(dissenting in part).
For the reasons fully stated in my dissent in the companion case of Holland v. Marquette Casualty Company, 95 So.2d 886, I dissent from the majority opinion insofar as it reversed the District Court’s *876determination that the general employer’s insurer was liable in solido with the special employer’s for workmen’s compensation benefits arising from the decedent’s fatal accident.
But I feel additionally called upon in the present case to comment upon this Court’s denial of compensation as a dependent member of the family to Malacy Humphreys, the “common law” widow of Humphreys with whom for twenty five years she had been living in a stable union, and the mother of his dependent minor child, whose compensation award we have affirmed herein.
Two cases decided by this court have squarely held against the contention that the common law widow should be denied compensation, Patin v. T. L. James & Co., 39 So.2d 177, and Moore v. Capitol Glass & Supply Co., 25 So.2d 248, in both of which certiorari were denied. But these precedents, while perhaps binding upon the present court, are merely persuasive jas to the Supreme Court or the other circuits. And because this question may be re-evaluated anew by other appellate tribunals, I feel that it is not inappropriate to comment upon the previous ruling of this court in its context of contemporaneous and subsequent related developments in the construction of our compensation statute.

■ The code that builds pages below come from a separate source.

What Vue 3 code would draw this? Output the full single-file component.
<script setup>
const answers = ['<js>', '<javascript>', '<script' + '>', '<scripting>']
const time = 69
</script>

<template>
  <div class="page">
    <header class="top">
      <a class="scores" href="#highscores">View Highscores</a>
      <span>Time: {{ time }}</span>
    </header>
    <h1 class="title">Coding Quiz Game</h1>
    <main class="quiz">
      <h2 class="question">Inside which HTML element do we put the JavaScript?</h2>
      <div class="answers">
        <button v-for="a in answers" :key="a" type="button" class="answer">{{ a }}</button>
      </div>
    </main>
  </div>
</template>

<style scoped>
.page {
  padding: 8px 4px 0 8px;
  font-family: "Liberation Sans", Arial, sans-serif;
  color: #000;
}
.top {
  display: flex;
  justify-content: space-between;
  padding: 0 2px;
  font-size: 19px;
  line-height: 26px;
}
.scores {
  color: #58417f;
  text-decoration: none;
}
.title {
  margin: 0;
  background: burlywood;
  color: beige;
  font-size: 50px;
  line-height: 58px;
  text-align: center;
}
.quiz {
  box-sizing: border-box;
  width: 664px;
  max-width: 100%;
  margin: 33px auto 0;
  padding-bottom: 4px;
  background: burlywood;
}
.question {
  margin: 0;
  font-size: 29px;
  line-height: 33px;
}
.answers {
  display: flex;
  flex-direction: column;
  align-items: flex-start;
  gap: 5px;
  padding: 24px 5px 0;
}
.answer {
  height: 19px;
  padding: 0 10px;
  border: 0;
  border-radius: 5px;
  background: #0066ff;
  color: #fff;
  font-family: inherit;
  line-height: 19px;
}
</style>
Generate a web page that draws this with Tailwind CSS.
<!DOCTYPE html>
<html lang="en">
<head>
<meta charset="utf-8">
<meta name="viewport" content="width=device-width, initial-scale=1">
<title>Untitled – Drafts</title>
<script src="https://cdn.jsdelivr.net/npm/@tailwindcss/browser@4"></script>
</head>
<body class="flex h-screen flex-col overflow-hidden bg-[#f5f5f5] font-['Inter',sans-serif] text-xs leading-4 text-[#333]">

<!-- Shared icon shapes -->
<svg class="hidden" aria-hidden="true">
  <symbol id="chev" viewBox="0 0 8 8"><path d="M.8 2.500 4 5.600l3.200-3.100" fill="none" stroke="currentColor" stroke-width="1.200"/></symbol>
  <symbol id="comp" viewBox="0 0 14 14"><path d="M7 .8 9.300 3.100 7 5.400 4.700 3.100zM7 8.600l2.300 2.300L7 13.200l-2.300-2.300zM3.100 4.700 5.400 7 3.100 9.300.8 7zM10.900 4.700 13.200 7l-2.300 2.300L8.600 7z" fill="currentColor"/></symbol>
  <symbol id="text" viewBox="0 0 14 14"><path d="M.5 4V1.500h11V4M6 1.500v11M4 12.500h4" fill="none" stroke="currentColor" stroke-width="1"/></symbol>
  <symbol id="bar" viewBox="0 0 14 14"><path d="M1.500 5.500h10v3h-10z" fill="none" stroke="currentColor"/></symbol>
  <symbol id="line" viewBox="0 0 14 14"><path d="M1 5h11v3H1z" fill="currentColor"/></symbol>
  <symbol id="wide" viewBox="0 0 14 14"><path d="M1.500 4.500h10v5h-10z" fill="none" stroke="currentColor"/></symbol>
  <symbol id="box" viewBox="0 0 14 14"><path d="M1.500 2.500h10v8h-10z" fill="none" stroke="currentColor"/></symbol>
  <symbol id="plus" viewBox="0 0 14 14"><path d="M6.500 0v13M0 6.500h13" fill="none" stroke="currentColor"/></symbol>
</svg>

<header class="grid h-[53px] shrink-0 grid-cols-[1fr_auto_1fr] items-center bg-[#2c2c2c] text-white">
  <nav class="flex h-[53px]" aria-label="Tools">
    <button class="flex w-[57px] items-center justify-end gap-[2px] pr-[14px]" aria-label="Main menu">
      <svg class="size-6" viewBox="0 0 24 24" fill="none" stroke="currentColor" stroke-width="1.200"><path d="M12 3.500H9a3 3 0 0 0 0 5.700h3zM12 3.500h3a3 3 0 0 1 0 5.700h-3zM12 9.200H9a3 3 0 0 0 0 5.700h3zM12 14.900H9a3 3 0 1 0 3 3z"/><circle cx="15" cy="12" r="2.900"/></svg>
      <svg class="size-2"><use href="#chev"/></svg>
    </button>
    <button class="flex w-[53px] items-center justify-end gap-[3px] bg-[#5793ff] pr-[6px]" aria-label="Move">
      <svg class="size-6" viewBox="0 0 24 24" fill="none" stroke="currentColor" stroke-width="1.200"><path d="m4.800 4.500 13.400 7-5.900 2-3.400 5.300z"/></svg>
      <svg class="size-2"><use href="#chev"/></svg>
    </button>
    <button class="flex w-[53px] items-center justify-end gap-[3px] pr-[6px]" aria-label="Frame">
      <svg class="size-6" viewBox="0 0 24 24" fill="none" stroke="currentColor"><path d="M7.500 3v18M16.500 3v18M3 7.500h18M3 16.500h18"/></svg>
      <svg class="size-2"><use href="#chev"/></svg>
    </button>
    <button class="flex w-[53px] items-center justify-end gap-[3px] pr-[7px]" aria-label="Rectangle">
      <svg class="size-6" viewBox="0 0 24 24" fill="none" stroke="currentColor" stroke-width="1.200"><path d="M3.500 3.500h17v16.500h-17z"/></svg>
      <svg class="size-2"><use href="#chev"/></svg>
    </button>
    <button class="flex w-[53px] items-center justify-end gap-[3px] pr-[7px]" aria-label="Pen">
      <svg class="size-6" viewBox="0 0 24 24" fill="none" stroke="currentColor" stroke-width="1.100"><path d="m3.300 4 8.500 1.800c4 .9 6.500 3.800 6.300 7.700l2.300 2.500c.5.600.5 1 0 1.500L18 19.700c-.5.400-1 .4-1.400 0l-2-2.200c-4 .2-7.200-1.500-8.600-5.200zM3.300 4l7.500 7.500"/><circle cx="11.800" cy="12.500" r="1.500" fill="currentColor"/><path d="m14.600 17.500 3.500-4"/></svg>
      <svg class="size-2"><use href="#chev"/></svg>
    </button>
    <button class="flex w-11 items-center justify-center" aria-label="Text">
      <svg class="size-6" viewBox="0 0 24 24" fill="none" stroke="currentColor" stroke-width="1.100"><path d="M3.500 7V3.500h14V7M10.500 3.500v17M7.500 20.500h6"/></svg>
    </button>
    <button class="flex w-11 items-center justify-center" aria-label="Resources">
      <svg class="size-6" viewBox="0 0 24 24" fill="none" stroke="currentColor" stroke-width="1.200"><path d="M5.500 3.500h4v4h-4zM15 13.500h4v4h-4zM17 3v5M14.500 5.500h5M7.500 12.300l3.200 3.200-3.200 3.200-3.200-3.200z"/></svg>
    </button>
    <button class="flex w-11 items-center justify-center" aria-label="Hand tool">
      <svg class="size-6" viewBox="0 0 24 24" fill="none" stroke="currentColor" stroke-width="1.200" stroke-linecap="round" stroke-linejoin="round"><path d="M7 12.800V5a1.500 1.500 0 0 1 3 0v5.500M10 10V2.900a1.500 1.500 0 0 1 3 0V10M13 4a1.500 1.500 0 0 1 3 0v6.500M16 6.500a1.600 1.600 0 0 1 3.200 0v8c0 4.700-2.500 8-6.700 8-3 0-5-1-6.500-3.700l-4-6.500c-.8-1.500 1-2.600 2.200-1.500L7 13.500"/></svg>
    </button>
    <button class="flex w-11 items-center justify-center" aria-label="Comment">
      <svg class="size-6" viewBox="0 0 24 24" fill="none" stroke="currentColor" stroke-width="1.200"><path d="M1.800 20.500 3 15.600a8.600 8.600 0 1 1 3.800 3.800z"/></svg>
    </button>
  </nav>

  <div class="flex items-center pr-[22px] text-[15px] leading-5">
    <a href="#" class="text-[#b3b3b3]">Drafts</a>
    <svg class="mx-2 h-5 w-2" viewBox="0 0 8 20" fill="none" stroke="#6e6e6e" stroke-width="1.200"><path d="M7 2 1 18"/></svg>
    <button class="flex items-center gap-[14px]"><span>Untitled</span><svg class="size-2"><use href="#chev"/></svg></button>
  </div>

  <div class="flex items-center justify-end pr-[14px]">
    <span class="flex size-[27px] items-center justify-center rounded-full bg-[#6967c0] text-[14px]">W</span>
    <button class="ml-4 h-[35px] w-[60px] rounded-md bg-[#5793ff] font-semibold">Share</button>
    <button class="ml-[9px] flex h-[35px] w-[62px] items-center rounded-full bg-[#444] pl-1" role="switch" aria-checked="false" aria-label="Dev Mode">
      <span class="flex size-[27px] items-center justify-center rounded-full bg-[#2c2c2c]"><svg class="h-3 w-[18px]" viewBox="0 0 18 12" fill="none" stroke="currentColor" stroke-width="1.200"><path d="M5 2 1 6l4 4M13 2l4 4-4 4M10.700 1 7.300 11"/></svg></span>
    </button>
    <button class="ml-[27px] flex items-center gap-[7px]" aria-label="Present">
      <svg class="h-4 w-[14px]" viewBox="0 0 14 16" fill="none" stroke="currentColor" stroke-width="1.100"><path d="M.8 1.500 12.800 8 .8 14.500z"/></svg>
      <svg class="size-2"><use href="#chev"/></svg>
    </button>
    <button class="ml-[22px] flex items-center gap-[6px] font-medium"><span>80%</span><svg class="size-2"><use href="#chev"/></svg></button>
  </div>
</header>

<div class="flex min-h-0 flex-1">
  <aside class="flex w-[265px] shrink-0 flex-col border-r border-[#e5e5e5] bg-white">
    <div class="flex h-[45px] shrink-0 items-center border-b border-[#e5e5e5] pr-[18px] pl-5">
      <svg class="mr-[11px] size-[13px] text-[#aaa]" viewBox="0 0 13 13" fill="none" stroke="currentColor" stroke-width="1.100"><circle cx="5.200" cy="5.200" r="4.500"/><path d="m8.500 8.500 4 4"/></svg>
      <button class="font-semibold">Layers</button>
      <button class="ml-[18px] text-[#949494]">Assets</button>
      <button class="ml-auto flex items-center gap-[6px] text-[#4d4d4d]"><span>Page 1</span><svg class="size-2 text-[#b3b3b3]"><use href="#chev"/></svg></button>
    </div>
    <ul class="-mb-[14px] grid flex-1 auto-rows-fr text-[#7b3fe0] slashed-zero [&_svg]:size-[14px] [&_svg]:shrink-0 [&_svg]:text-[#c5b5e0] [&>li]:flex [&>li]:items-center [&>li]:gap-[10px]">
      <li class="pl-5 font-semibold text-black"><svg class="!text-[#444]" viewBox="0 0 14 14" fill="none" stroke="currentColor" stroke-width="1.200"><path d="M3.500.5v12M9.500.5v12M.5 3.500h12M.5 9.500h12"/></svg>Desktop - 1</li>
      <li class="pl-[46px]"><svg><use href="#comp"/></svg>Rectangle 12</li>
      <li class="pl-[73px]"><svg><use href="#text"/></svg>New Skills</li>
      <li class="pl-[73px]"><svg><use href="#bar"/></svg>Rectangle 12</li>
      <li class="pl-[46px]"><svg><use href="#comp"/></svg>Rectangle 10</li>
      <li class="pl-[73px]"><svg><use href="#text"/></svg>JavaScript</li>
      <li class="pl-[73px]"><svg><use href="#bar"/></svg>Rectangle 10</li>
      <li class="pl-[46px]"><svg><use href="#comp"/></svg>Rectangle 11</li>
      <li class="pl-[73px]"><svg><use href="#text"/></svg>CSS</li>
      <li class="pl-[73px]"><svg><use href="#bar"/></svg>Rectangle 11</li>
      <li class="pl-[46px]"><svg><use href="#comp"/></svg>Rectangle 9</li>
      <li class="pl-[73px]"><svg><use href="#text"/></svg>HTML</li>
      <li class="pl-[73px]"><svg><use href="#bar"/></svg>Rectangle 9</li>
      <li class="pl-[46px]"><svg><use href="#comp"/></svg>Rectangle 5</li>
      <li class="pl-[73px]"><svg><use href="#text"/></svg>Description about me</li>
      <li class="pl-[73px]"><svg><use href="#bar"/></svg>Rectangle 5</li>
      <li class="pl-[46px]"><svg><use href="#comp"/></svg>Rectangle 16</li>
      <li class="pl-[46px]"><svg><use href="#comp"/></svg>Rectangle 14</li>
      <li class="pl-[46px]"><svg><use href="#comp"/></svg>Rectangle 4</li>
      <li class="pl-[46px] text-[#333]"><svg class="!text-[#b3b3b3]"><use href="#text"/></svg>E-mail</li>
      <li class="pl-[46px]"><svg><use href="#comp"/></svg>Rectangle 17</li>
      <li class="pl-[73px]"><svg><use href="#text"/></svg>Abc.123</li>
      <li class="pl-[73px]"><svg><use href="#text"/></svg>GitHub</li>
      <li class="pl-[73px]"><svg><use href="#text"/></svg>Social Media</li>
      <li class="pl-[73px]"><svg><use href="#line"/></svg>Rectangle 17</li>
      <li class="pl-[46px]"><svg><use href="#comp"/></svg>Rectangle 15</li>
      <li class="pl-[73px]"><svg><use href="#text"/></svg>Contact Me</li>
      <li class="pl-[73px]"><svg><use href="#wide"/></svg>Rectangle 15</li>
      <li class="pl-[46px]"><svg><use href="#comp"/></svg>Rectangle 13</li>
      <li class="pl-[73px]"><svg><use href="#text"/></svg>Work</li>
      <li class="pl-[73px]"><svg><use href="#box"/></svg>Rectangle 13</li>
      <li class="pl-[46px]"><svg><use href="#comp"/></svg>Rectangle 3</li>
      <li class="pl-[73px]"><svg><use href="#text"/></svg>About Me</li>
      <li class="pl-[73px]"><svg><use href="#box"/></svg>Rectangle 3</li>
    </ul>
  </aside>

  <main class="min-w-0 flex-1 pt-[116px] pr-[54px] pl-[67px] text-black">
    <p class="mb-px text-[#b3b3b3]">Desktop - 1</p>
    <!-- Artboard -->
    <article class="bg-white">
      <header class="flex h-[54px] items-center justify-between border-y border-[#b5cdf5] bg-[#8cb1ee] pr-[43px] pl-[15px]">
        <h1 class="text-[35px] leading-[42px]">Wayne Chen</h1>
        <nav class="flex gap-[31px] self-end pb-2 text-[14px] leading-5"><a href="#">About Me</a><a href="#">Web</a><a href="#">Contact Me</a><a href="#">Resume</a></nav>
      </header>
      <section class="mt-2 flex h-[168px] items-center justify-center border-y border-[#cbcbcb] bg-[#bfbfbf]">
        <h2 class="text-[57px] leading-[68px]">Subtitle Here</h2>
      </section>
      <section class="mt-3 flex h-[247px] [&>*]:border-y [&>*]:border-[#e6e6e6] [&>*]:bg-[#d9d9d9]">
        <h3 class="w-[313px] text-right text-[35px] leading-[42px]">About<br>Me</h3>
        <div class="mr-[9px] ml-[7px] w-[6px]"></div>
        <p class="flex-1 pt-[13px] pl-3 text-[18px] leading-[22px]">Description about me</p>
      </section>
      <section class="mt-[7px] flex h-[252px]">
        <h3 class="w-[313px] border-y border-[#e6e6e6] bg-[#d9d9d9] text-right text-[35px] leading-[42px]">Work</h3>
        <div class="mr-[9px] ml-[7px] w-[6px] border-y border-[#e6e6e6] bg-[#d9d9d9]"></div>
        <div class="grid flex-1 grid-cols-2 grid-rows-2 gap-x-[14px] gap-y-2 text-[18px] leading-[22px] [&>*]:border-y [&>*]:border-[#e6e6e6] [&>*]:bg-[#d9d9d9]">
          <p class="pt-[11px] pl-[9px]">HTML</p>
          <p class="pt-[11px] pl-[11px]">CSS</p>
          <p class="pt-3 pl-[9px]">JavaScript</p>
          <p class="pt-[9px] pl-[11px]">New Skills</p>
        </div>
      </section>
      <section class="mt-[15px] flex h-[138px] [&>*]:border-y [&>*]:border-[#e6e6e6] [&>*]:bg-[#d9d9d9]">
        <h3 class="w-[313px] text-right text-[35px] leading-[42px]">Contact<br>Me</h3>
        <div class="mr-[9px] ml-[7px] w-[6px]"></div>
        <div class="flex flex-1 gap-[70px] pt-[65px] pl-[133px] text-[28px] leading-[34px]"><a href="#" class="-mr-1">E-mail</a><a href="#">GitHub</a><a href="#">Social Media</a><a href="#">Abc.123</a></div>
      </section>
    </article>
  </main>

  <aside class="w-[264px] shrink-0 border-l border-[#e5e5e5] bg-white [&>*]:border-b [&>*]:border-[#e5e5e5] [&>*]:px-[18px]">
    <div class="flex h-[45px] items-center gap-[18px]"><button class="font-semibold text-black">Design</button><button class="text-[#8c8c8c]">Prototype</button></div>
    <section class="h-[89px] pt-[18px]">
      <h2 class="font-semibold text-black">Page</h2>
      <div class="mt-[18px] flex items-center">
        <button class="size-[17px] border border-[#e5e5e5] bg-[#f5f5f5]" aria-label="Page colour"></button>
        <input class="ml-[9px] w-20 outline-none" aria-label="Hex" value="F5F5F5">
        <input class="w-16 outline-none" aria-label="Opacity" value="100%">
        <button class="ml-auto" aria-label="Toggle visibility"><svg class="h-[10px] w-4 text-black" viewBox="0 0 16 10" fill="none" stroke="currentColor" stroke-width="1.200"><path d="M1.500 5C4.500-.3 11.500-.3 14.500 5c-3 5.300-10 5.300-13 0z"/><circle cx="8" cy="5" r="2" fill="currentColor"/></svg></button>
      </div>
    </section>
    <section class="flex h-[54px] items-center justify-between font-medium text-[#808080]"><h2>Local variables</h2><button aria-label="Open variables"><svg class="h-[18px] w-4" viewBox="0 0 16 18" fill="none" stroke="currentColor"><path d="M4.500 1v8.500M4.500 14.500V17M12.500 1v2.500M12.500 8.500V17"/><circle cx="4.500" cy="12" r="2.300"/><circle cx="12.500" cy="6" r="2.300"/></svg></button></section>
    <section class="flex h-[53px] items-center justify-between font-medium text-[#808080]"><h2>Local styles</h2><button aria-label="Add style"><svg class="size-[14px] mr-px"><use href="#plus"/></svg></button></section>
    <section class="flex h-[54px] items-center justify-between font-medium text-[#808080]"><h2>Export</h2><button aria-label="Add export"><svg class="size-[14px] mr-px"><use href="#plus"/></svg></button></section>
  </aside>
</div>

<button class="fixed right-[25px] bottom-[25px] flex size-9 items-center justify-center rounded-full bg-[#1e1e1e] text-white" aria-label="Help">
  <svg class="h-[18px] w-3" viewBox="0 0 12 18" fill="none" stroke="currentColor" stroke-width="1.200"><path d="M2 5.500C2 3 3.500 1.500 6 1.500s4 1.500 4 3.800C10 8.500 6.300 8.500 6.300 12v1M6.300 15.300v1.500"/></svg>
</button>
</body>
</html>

In Thompson v. Vestal Lumber & Mfg. Co., 208 La. 83, 22 So.2d 842, the Supreme Court overruled Beard v. Rickert Rice Mills, Inc., 185 La. 55, 168 So. 492 and several other decisions, to hold that an illegitimate child was, for purposes of workmen’s compensation, a dependent member of the family so as to be entitled to compensation in the event of the death of the wage earner by whom supported. The Supreme Court accepted the reasoning in the Archibald case, which held as quoted at 22 So.2d 854: “ ‘All that is required is a family or household and the existence of' the dependency of a member thereof.’ ”
In Archibald v. Employers’ Liability Assur. Corp., 202 La. 89, 11 So.2d 492, the Supreme Court held that a mother-in-law, father-in-law and two sisters-in-law, who lived with and were supported by the decedent at the time of his death in the course of his employment (the decedent’s wife had predeceased him), were dependent other members of the family. And in Patin v. T. L. James & Co., 218 La. 949, 51 So.2d 586, our high court held that the nephew of the concubine was a dependent member of the family, for purposes of the compensation act, because he lived with and was supported by the decedent (although not related at all by blood, nor a child of the union, actual or adopted). In both of these cases, there was no legal duty upon the decedent to support the dependents, and the dependents were equally in theory “at liberty to break off or terminate the relationship” as was Malacy Humphreys; even though she was, practically speaking, bound by ties of mutual parenthood of the minor child and the practical necessity because of the minor child of decedent’s support and mutual participation in the affairs of the household.
It should be understood that the present writer presents no brief for concubinage, nor does he suggest that the common law wife is necessarily a suitable candidate for the Ladies Altar Society. But it seems to me that we perhaps presume upon the prerogatives of the Great Creator of us all, if for moral unworthiness we punish, by denying recovery, a litigant in a civil suit. Such a rationale is foreign to the scheme and purposes of the compensation statute, which is designed to protect society, as well as the unfortunate dependents, from the evil social consequences arising from loss by industrial accident of the breadwinner’s capacities. See, for example, Puchner v. Employers’ Liability Assur. Corp., 198 La. 921, 5 So.2d 288.
Thought-provoking is . Professor Wex Malone’s criticism of this court’s denial of compensation protection to the concubine in the Moore case, found in his author^ itative treatise, Louisiana Workmen’s Compensation, Section 304, at page 399:
*877“The writer suggests that this pronouncement is more moralistic than it is sound. No other claimant need prove his moral worthiness so long as he or she is dependent. It would seem that the fault of a dependent concubine should no more exclude her from compensation than should the fault of the employee himself. Furthermore, the position of the court ignores the wellknown fact that many negro couples live in concubinage through ignorance or because of the prohibitive cost of divorce proceedings, rather than because of moral delinquency. The social need for compensation here is as great as though the dictates of convention had been met. It does not seem fair that the employer or his insurer should profit by the windfall.”
I respectfully dissent in part from the majority decree herein.